» **YOUR TASK**:
Quote all of the data that follows exactly as written, skipping the images.
* * * *
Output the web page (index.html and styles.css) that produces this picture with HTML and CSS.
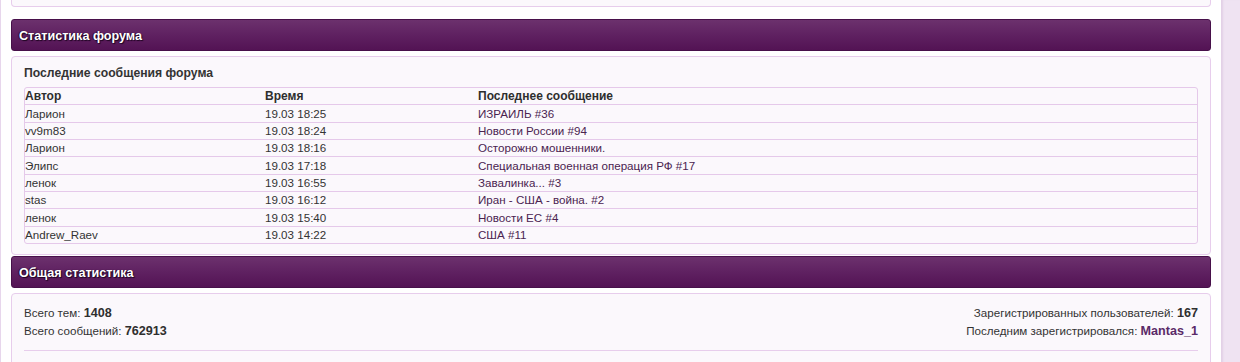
FILE: index.html
```html
<!DOCTYPE html>
<html lang="ru">
<head>
<meta charset="utf-8">
<title>Статистика форума</title>
<link rel="stylesheet" href="styles.css">
</head>
<body>
<div class="page">
  <main class="main">
    <div class="box box-stub"></div>

    <div class="cat-head">Статистика форума</div>
    <div class="box box-recent">
      <div class="box-title">Последние сообщения форума</div>
      <table class="recent">
        <colgroup><col class="c-author"><col class="c-time"><col></colgroup>
        <thead>
          <tr><th>Автор</th><th>Время</th><th>Последнее сообщение</th></tr>
        </thead>
        <tbody>
          <tr><td>Ларион</td><td>19.03 18:25</td><td><a href="#">ИЗРАИЛЬ #36</a></td></tr>
          <tr><td>vv9m83</td><td>19.03 18:24</td><td><a href="#">Новости России #94</a></td></tr>
          <tr><td>Ларион</td><td>19.03 18:16</td><td><a href="#">Осторожно мошенники.</a></td></tr>
          <tr><td>Элипс</td><td>19.03 17:18</td><td><a href="#">Специальная военная операция РФ #17</a></td></tr>
          <tr><td>ленок</td><td>19.03 16:55</td><td><a href="#">Завалинка... #3</a></td></tr>
          <tr><td>stas</td><td>19.03 16:12</td><td><a href="#">Иран - США - война. #2</a></td></tr>
          <tr><td>ленок</td><td>19.03 15:40</td><td><a href="#">Новости ЕС #4</a></td></tr>
          <tr><td>Andrew_Raev</td><td>19.03 14:22</td><td><a href="#">США #11</a></td></tr>
        </tbody>
      </table>
    </div>

    <div class="cat-head cat-head-2">Общая статистика</div>
    <div class="box box-stats">
      <div class="stats-row">
        <div class="stats-col">
          <div>Всего тем: <b>1408</b></div>
          <div>Всего сообщений: <b>762913</b></div>
        </div>
        <div class="stats-col stats-right">
          <div>Зарегистрированных пользователей: <b>167</b></div>
          <div>Последним зарегистрировался: <a class="user" href="#">Mantas_1</a></div>
        </div>
      </div>
      <div class="divider"></div>
    </div>
  </main>
  <aside class="side"></aside>
</div>
</body>
</html>
```

FILE: styles.css
```css
html, body {
  margin: 0;
  padding: 0;
  background: #ffffff;
  height: 100%;
}

body {
  font-family: "Liberation Sans", Arial, sans-serif;
  font-size: 11.6px;
  color: #333333;
  overflow: hidden;
}

.page {
  display: flex;
  min-height: 362px;
}

.main {
  width: 1200px;
  flex: none;
  border-left: 1px solid #e7d6ec;
  padding: 0 10px;
}

.side {
  flex: 1;
  background: #efe3f2;
  box-shadow: inset 3px 0 2px -1px #e2d0e6;
}

.box {
  background: #fbf8fc;
  border: 1px solid #e7cdec;
  border-radius: 4px;
}

.box-stub {
  height: 6px;
  border-top: none;
  border-radius: 0 0 4px 4px;
}

.cat-head {
  margin-top: 12px;
  height: 30px;
  line-height: 32px;
  padding: 0 7px;
  border: 1px solid #47104a;
  border-radius: 3px;
  background: linear-gradient(to bottom, #6c316d 0%, #5f2161 50%, #531354 100%);
  color: #ffffff;
  font-weight: bold;
  font-size: 12.6px;
  text-shadow: 1px 1px 1px #1d0420, -1px 0 1px #2a0a2c;
}

.cat-head-2 {
  margin-top: 1px;
}

.box-recent {
  margin-top: 5px;
  padding: 9px 12px 10px;
}

.box-title {
  font-weight: bold;
  font-size: 12.2px;
  line-height: 15px;
  margin-bottom: 6px;
}

.recent {
  width: 100%;
  border-collapse: separate;
  border-spacing: 0;
  border: 1px solid #e5c9ea;
  border-radius: 3px;
  table-layout: fixed;
}

.c-author { width: 240px; }
.c-time { width: 213px; }

.recent th,
.recent td {
  height: 16.35px;
  padding: 0;
  text-align: left;
  line-height: 16px;
  border-bottom: 1px solid #e5c9ea;
  white-space: nowrap;
}

.recent th {
  font-weight: bold;
  font-size: 12px;
  color: #2e2e2e;
}

.recent tbody tr:last-child td {
  border-bottom: none;
}

.recent a {
  color: #4a2350;
  text-decoration: none;
}

.box-stats {
  margin-top: 5px;
  padding: 10px 12px 0;
  height: 80px;
}

.stats-row {
  display: flex;
  justify-content: space-between;
  line-height: 17px;
}

.stats-right {
  text-align: right;
}

.stats-col b {
  color: #2f2f2f;
  font-size: 12.6px;
}

.user {
  color: #5a2a68;
  font-weight: bold;
  font-size: 12.6px;
  text-decoration: none;
}

.divider {
  margin-top: 10px;
  border-top: 1px solid #e7cdec;
}
```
* * * *
» **RESULT OF THIS TASK**:
Output the web page (index.html and styles.css) that produces this picture with HTML and CSS.
FILE: index.html
```html
<!DOCTYPE html>
<html lang="ru">
<head>
<meta charset="utf-8">
<title>Статистика форума</title>
<link rel="stylesheet" href="styles.css">
</head>
<body>
<div class="page">
  <main class="main">
    <div class="box box-stub"></div>

    <div class="cat-head">Статистика форума</div>
    <div class="box box-recent">
      <div class="box-title">Последние сообщения форума</div>
      <table class="recent">
        <colgroup><col class="c-author"><col class="c-time"><col></colgroup>
        <thead>
          <tr><th>Автор</th><th>Время</th><th>Последнее сообщение</th></tr>
        </thead>
        <tbody>
          <tr><td>Ларион</td><td>19.03 18:25</td><td><a href="#">ИЗРАИЛЬ #36</a></td></tr>
          <tr><td>vv9m83</td><td>19.03 18:24</td><td><a href="#">Новости России #94</a></td></tr>
          <tr><td>Ларион</td><td>19.03 18:16</td><td><a href="#">Осторожно мошенники.</a></td></tr>
          <tr><td>Элипс</td><td>19.03 17:18</td><td><a href="#">Специальная военная операция РФ #17</a></td></tr>
          <tr><td>ленок</td><td>19.03 16:55</td><td><a href="#">Завалинка... #3</a></td></tr>
          <tr><td>stas</td><td>19.03 16:12</td><td><a href="#">Иран - США - война. #2</a></td></tr>
          <tr><td>ленок</td><td>19.03 15:40</td><td><a href="#">Новости ЕС #4</a></td></tr>
          <tr><td>Andrew_Raev</td><td>19.03 14:22</td><td><a href="#">США #11</a></td></tr>
        </tbody>
      </table>
    </div>

    <div class="cat-head cat-head-2">Общая статистика</div>
    <div class="box box-stats">
      <div class="stats-row">
        <div class="stats-col">
          <div>Всего тем: <b>1408</b></div>
          <div>Всего сообщений: <b>762913</b></div>
        </div>
        <div class="stats-col stats-right">
          <div>Зарегистрированных пользователей: <b>167</b></div>
          <div>Последним зарегистрировался: <a class="user" href="#">Mantas_1</a></div>
        </div>
      </div>
      <div class="divider"></div>
    </div>
  </main>
  <aside class="side"></aside>
</div>
</body>
</html>
```

FILE: styles.css
```css
html, body {
  margin: 0;
  padding: 0;
  background: #ffffff;
  height: 100%;
}

body {
  font-family: "Liberation Sans", Arial, sans-serif;
  font-size: 11.6px;
  color: #333333;
  overflow: hidden;
}

.page {
  display: flex;
  min-height: 362px;
}

.main {
  width: 1200px;
  flex: none;
  border-left: 1px solid #e7d6ec;
  padding: 0 10px;
}

.side {
  flex: 1;
  background: #efe3f2;
  box-shadow: inset 3px 0 2px -1px #e2d0e6;
}

.box {
  background: #fbf8fc;
  border: 1px solid #e7cdec;
  border-radius: 4px;
}

.box-stub {
  height: 6px;
  border-top: none;
  border-radius: 0 0 4px 4px;
}

.cat-head {
  margin-top: 12px;
  height: 30px;
  line-height: 32px;
  padding: 0 7px;
  border: 1px solid #47104a;
  border-radius: 3px;
  background: linear-gradient(to bottom, #6c316d 0%, #5f2161 50%, #531354 100%);
  color: #ffffff;
  font-weight: bold;
  font-size: 12.6px;
  text-shadow: 1px 1px 1px #1d0420, -1px 0 1px #2a0a2c;
}

.cat-head-2 {
  margin-top: 1px;
}

.box-recent {
  margin-top: 5px;
  padding: 9px 12px 10px;
}

.box-title {
  font-weight: bold;
  font-size: 12.2px;
  line-height: 15px;
  margin-bottom: 6px;
}

.recent {
  width: 100%;
  border-collapse: separate;
  border-spacing: 0;
  border: 1px solid #e5c9ea;
  border-radius: 3px;
  table-layout: fixed;
}

.c-author { width: 240px; }
.c-time { width: 213px; }

.recent th,
.recent td {
  height: 16.35px;
  padding: 0;
  text-align: left;
  line-height: 16px;
  border-bottom: 1px solid #e5c9ea;
  white-space: nowrap;
}

.recent th {
  font-weight: bold;
  font-size: 12px;
  color: #2e2e2e;
}

.recent tbody tr:last-child td {
  border-bottom: none;
}

.recent a {
  color: #4a2350;
  text-decoration: none;
}

.box-stats {
  margin-top: 5px;
  padding: 10px 12px 0;
  height: 80px;
}

.stats-row {
  display: flex;
  justify-content: space-between;
  line-height: 17px;
}

.stats-right {
  text-align: right;
}

.stats-col b {
  color: #2f2f2f;
  font-size: 12.6px;
}

.user {
  color: #5a2a68;
  font-weight: bold;
  font-size: 12.6px;
  text-decoration: none;
}

.divider {
  margin-top: 10px;
  border-top: 1px solid #e7cdec;
}
```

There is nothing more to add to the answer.